**Given information:**

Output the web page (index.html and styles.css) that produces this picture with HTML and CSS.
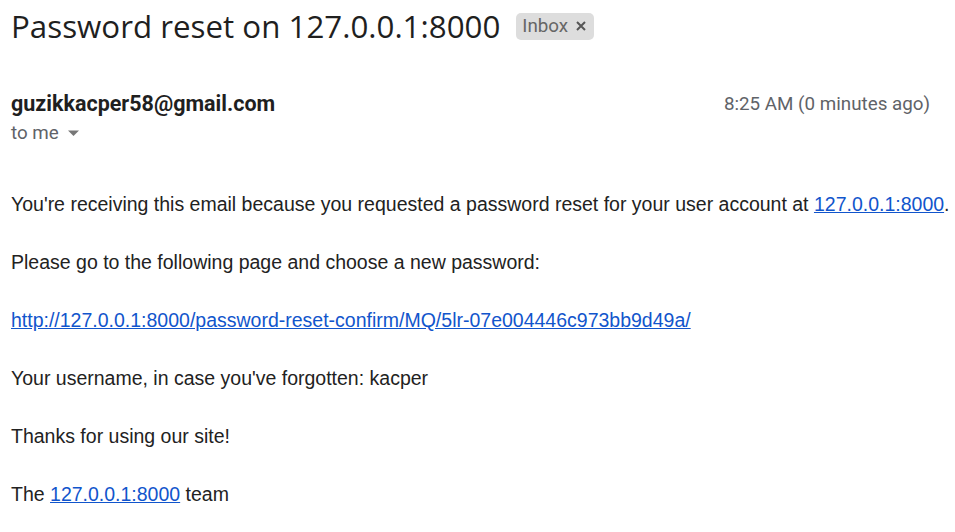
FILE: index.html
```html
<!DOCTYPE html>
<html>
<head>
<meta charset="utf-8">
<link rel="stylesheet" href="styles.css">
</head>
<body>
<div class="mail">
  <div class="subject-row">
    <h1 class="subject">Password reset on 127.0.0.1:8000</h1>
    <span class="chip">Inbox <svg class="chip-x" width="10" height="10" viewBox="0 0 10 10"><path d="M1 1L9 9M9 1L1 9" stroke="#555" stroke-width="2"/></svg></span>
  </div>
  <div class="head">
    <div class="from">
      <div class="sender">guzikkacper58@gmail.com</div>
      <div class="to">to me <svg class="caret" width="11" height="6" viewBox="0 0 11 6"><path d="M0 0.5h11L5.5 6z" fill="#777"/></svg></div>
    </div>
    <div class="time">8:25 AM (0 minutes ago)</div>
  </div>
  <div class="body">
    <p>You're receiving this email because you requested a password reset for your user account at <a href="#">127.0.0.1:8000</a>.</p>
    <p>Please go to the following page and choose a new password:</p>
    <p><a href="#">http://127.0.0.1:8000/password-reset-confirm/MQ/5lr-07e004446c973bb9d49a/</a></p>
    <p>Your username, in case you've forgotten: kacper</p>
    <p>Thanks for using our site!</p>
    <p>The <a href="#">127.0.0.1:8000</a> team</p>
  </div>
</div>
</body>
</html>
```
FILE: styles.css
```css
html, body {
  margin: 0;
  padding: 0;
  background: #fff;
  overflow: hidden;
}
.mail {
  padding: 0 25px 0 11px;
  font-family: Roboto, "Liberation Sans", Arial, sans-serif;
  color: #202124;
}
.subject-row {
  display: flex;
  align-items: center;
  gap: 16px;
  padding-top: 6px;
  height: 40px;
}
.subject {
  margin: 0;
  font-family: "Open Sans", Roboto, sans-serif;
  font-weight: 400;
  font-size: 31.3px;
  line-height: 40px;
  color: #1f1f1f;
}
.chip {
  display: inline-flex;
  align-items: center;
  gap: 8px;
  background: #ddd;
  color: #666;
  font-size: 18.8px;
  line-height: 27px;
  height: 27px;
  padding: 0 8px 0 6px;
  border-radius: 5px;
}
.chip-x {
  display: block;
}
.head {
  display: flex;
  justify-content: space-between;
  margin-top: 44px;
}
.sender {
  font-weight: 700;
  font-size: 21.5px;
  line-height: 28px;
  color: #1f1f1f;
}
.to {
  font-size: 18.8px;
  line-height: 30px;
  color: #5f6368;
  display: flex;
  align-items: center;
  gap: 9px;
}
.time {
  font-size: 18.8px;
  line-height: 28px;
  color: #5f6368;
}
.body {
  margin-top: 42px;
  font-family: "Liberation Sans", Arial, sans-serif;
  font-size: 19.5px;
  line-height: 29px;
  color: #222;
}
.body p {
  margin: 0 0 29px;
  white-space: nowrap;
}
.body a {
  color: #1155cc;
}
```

**Given exercise:**
Copy every line in the listing above where the string "styles" turns up.

**Exercise answer:**
Output the web page (index.html and styles.css) that produces this picture with HTML and CSS.
<link rel="stylesheet" href="styles.css">
FILE: styles.css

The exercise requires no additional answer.